See also: Buddhist philosophy -- Buddhism in China

Zen Buddhism

Zen is a fusion of Mahayana Buddhism with Taoist principles. Bodhidharma was a semilegendary Indian monk who traveled to China in the fifth century CE. There, at the Shaolin temple, he began the Ch'an school of Buddhism, known in Japan and in the West as Zen Buddhism. Zen philosophy places emphasis on existing in the moment, right now. Zen teaches that the entire universe is one's mind, and if one cannot realize enlightenment in one's own mind now, one cannot ever achieve enlightenment.

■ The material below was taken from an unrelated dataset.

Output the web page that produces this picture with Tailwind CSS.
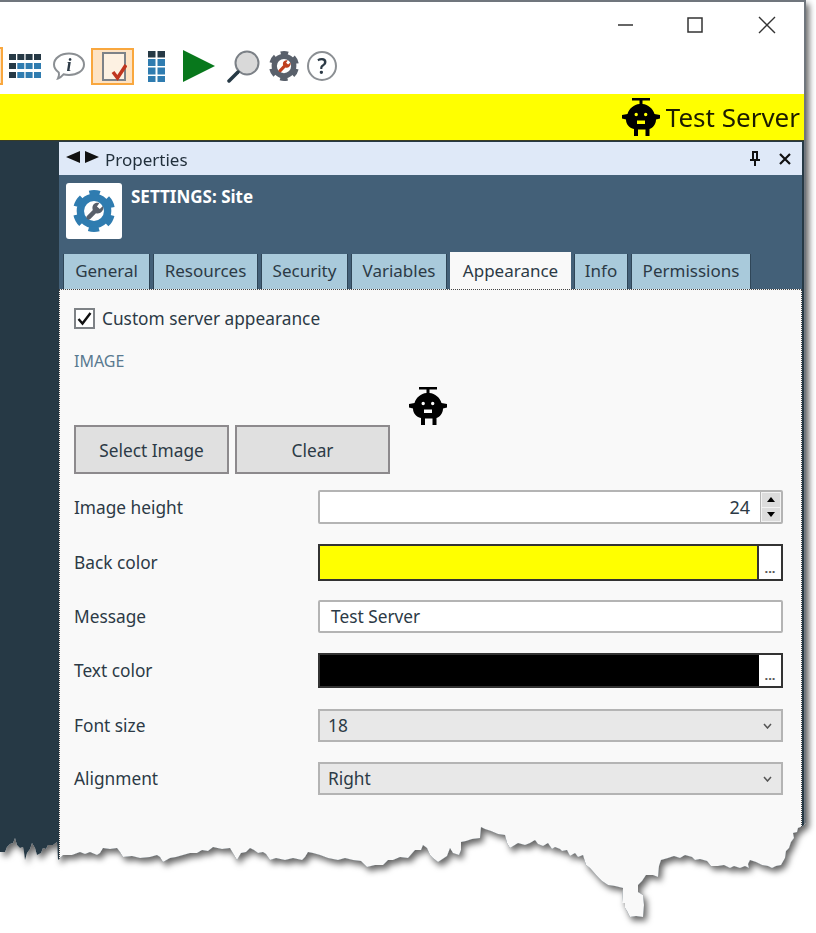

Zen practitioners engage in zazen (just sitting) meditation. Several schools of Zen have developed various other techniques for provoking satori, or enlightenment, ranging from whacking acolytes with a stick to shock them into the present moment to koans, Zen riddles designed to force the student to abandon futile attempts to understand the nature of the universe through logic.

Hinduism

Hinduism is a belief system prevalent in India. (c.f.)

Maoism

Maoism is a Communist philosophy based on the teachings of 20th century Communist Party of China revolutionary leader Mao Zedong. It is based partially on earlier theories by Marx and Lenin, but rejects the urban proletariat and Leninist emphasis on heavy industrialization in favor of a revolution supported by the peasantry, and a decentralized agrarian economy based on many collectively worked farms.

Many people believe that the implementation of Maoism in China led to widespread famine, with millions of people starving to death. Chinese Communist leader Deng Xiaoping instituted non-Maoist reforms which eventually enabled the country to recover.

Despite this, Maoism has remained a popular ideology for various Communist revolutionary groups around the world, notably the Khmer Rouge in Cambodia, Sendero Luminoso in Peru, and an ongoing (as of early 2003) Maoist insurrection in Nepal.

Shinto

Shinto is the indigenous religion of Japan, a sophisticated form of animism that holds that spirits called kami inhabit all things. Worship is at public shrines, or in small shrines constructed in one's home.